▸ **Items**:

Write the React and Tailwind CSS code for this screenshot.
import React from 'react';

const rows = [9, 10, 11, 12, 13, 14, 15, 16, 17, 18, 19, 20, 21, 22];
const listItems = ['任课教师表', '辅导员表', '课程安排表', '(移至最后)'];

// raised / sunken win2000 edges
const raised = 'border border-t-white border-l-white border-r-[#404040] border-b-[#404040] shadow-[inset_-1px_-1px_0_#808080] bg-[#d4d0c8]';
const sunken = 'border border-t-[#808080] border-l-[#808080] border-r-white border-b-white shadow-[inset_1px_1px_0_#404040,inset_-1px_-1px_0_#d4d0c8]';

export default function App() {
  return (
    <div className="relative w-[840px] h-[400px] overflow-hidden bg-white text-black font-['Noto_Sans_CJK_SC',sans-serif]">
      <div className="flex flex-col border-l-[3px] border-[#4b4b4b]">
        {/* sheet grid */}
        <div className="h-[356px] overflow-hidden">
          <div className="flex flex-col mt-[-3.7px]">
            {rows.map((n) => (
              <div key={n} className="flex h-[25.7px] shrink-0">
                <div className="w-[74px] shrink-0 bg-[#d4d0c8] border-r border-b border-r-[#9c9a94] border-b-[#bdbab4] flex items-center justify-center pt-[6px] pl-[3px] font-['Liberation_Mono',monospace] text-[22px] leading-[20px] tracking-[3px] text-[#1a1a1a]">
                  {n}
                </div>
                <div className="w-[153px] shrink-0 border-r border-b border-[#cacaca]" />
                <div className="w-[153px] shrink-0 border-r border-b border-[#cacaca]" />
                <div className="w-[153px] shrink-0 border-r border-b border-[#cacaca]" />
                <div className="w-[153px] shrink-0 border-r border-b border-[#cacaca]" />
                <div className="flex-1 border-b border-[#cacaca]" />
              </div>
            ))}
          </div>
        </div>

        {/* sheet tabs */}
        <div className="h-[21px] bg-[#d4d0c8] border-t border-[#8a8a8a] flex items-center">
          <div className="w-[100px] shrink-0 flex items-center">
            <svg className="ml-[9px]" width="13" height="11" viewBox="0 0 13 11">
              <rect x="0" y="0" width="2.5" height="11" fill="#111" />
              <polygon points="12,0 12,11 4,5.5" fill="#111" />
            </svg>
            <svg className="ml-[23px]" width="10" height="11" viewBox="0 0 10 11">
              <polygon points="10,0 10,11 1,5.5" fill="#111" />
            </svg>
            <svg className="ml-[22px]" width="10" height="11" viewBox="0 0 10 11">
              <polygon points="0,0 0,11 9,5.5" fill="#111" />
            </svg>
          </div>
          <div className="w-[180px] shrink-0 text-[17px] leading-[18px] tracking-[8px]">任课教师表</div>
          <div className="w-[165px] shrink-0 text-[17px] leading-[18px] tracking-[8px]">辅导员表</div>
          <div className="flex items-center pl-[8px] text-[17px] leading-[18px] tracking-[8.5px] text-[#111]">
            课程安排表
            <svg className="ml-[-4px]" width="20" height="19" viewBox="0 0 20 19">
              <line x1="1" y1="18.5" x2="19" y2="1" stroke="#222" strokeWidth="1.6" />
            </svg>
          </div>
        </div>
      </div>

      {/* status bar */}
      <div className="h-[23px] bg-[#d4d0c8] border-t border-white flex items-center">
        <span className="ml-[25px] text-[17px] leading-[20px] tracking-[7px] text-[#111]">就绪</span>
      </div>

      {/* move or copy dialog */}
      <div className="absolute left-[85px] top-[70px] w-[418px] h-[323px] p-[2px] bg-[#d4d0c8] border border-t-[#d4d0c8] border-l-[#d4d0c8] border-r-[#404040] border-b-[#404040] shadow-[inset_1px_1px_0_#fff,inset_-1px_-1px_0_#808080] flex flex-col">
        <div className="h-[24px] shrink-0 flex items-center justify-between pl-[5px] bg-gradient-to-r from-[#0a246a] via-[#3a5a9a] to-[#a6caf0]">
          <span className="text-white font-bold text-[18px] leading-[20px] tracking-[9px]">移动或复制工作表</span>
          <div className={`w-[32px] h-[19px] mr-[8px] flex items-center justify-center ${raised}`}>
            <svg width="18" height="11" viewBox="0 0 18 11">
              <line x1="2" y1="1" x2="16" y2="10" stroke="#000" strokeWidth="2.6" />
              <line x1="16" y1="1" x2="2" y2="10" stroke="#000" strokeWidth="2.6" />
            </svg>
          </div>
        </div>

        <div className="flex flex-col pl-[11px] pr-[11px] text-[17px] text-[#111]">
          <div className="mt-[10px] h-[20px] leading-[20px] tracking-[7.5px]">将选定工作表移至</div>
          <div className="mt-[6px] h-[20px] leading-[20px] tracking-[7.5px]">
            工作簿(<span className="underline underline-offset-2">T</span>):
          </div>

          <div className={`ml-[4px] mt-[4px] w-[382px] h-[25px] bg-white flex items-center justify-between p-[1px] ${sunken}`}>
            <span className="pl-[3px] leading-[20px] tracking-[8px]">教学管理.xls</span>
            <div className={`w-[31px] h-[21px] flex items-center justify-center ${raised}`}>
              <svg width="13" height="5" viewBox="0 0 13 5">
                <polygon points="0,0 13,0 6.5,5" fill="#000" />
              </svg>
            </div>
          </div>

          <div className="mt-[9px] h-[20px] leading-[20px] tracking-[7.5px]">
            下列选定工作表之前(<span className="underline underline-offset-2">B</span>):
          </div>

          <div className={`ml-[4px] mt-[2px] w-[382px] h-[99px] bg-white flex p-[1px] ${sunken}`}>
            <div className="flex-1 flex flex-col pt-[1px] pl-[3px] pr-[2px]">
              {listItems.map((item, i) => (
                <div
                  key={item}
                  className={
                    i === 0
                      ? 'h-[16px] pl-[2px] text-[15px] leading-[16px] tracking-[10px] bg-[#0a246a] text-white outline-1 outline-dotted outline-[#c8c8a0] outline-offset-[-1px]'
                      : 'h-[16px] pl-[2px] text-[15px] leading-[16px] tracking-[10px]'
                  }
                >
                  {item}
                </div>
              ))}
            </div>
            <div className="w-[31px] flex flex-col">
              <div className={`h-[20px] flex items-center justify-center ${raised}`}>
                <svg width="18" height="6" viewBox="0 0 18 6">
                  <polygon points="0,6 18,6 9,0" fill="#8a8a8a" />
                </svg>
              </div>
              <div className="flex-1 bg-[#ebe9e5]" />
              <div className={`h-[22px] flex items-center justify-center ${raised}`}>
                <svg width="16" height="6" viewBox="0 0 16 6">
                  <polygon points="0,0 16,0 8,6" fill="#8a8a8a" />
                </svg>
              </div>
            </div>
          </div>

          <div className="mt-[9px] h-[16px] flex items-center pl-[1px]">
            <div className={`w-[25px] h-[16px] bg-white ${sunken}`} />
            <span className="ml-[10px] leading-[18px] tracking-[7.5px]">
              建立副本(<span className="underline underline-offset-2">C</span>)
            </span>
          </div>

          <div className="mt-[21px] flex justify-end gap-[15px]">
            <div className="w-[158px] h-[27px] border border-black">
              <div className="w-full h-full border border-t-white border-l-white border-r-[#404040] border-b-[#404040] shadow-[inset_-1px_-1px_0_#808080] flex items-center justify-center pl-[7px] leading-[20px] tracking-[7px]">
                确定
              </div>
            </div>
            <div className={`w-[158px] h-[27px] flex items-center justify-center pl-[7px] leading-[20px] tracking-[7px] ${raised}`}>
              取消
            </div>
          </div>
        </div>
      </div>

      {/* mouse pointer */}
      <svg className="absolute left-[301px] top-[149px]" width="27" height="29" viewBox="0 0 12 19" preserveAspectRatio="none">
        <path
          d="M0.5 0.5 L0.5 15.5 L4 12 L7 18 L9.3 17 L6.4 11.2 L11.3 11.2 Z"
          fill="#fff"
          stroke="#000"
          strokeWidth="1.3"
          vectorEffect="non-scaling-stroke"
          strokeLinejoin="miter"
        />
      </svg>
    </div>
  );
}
--
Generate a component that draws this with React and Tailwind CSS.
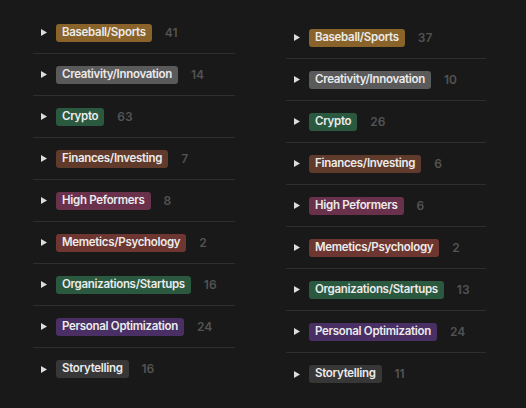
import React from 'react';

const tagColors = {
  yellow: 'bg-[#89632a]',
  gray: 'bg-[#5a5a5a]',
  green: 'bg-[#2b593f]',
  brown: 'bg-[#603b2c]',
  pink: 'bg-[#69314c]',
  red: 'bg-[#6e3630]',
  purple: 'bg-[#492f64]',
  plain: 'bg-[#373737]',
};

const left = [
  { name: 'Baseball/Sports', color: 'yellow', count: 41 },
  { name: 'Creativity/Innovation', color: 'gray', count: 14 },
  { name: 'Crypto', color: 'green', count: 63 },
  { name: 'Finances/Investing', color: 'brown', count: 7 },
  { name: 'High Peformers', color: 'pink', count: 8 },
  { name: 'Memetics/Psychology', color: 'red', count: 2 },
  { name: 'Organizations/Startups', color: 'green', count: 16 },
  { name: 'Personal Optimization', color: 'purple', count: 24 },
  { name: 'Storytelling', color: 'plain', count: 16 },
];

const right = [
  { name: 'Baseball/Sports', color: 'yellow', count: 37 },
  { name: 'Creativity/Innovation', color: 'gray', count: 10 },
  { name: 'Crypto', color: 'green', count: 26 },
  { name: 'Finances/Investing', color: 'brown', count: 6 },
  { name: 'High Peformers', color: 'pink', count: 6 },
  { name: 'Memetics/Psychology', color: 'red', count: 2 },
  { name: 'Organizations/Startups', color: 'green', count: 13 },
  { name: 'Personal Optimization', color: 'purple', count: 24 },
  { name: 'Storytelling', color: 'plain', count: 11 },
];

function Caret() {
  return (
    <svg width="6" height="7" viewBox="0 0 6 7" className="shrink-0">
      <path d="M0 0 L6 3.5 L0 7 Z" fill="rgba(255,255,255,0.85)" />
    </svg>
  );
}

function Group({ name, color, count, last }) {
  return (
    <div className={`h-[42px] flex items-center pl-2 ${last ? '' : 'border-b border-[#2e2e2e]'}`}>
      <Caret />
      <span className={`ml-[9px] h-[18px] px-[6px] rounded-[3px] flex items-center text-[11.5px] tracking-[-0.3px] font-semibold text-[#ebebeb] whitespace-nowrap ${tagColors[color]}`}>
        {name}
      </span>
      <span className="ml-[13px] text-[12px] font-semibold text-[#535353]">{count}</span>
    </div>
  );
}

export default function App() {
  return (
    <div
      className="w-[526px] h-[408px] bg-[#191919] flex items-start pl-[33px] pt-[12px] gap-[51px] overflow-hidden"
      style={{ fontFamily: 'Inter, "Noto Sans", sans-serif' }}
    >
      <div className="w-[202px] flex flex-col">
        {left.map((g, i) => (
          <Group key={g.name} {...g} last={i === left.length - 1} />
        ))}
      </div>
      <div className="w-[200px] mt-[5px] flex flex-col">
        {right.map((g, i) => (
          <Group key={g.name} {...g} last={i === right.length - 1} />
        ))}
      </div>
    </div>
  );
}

▸ **Problem to work on**: Copy each line containing the word "this" from the data.

▸ **Written reply**:
Write the React and Tailwind CSS code for this screenshot.
Generate a component that draws this with React and Tailwind CSS.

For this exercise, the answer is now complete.